EXTRACTED MATERIAL:
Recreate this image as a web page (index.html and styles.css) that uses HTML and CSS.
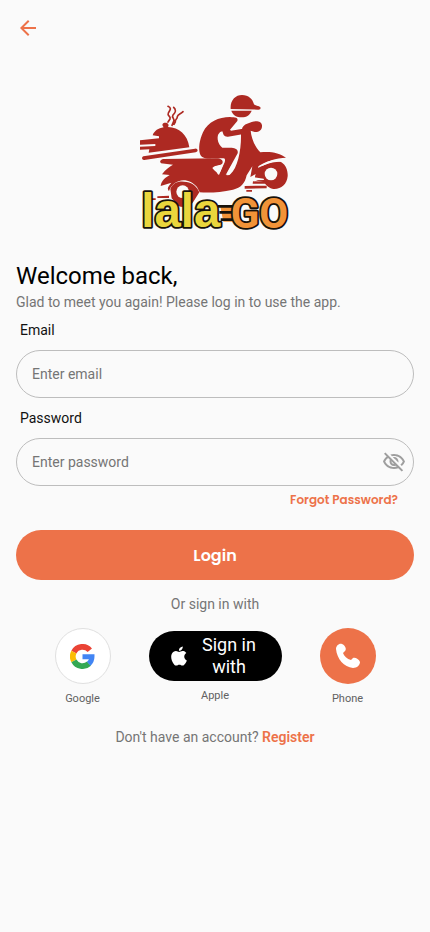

...

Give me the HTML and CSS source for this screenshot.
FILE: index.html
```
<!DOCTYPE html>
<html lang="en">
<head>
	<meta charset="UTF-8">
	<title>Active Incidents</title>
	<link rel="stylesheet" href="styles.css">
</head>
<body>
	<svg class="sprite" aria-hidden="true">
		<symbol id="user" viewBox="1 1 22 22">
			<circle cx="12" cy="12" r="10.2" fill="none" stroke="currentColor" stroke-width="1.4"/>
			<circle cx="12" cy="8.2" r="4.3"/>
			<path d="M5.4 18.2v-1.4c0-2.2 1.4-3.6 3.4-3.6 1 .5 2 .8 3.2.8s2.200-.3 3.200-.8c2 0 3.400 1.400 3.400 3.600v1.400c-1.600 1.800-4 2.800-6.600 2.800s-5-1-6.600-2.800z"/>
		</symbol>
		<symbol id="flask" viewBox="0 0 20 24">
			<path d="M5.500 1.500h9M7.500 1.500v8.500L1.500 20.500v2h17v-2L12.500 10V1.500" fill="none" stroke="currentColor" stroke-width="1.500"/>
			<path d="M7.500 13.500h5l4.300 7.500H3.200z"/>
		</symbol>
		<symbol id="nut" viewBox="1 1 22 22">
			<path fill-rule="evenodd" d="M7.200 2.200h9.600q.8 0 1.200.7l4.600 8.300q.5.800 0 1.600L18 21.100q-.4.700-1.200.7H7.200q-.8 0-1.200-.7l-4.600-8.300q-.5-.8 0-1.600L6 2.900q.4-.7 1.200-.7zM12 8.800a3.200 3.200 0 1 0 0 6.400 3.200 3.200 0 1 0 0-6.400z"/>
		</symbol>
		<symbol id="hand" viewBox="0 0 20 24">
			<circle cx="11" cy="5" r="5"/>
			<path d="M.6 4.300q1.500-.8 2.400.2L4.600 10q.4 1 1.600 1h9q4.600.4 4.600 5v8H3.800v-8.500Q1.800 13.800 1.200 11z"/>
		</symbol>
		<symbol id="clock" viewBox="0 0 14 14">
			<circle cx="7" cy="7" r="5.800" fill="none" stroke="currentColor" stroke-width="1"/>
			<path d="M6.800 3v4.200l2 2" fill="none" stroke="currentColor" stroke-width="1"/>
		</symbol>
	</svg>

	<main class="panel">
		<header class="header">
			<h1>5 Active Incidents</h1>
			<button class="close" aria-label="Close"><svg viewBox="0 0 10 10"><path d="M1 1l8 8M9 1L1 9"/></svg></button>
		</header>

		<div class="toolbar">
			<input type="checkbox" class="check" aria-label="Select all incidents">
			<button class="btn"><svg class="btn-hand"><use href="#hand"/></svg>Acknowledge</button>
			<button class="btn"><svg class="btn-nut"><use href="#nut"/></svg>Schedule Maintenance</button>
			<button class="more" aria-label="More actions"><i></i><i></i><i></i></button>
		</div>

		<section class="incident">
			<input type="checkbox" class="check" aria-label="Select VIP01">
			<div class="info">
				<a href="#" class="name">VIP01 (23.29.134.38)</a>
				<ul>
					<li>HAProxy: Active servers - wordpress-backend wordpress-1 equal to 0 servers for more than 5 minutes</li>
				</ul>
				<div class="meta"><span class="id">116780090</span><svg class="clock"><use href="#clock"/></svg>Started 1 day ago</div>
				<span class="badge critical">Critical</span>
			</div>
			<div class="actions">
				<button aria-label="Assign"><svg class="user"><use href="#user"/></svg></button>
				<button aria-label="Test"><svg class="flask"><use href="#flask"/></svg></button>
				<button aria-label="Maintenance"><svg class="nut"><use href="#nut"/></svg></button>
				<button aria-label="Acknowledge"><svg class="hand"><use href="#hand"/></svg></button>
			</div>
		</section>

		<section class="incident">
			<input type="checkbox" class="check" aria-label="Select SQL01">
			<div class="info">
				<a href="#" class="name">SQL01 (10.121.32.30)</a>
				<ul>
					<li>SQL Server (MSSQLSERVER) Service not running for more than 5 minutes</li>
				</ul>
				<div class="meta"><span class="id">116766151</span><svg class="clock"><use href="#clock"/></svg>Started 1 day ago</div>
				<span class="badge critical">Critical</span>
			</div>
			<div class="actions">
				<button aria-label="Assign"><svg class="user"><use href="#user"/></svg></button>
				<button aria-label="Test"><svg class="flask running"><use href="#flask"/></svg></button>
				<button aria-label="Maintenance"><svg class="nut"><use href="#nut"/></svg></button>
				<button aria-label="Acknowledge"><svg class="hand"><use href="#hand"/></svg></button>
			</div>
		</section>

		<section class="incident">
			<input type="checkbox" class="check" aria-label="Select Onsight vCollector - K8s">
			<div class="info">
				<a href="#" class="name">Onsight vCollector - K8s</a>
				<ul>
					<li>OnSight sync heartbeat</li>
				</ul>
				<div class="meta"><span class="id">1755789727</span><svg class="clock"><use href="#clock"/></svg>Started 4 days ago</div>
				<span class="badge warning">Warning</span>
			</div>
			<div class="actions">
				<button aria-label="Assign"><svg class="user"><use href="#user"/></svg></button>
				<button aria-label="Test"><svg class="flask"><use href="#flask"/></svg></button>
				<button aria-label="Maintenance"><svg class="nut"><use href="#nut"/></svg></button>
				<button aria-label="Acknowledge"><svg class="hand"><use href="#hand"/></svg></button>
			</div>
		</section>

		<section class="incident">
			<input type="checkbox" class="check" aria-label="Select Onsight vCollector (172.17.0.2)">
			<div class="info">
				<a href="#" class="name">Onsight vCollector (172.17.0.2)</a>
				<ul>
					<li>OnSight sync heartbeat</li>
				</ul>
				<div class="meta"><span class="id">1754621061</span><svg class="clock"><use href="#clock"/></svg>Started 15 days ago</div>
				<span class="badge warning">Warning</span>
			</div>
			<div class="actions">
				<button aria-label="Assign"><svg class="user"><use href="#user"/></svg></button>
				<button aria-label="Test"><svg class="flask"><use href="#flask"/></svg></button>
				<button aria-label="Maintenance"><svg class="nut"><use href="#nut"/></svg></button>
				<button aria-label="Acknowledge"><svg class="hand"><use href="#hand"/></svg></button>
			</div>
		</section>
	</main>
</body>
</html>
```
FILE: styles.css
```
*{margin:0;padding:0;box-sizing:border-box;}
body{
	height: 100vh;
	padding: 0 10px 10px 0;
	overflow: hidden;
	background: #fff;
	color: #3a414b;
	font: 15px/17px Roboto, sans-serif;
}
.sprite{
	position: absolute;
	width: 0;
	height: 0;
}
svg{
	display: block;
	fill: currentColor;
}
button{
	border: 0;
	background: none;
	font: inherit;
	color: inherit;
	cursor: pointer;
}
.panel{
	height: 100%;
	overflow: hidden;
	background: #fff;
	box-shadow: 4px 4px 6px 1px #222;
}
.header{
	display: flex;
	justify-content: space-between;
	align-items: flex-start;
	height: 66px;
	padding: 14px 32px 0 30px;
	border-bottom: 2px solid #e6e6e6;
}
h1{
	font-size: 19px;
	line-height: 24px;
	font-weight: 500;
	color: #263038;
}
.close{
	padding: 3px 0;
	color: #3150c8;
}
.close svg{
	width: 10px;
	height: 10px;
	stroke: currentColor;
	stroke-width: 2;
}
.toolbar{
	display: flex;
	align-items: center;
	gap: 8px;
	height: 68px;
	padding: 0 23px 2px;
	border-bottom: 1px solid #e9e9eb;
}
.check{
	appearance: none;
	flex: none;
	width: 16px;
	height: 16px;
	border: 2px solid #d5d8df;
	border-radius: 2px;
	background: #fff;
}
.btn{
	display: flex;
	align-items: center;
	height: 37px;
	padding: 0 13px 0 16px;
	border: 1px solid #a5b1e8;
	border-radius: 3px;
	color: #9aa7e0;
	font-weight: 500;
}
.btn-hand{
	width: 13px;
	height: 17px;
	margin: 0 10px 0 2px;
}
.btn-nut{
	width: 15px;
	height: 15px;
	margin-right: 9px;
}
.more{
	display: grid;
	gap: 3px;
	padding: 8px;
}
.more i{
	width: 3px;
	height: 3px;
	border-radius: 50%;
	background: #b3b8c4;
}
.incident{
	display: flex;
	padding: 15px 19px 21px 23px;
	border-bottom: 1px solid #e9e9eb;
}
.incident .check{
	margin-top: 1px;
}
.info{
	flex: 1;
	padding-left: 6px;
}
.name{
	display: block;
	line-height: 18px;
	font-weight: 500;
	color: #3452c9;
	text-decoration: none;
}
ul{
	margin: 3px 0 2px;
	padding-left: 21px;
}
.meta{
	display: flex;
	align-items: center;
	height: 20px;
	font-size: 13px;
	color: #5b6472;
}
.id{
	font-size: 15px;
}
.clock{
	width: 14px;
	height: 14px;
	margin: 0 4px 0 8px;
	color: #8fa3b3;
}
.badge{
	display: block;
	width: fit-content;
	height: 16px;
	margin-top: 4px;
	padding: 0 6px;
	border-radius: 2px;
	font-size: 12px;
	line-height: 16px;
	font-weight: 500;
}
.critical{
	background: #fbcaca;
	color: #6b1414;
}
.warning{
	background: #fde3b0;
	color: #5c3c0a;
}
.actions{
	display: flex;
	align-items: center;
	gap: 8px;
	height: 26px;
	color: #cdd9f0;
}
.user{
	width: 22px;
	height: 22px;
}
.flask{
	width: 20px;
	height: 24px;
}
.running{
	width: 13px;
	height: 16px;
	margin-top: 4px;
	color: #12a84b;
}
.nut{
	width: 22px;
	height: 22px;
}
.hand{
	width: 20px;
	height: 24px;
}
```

SHORT TASK:
Identify the lines in the entries that hold "this" and return each one.

SOLVED EXERCISE:
Recreate this image as a web page (index.html and styles.css) that uses HTML and CSS.
Give me the HTML and CSS source for this screenshot.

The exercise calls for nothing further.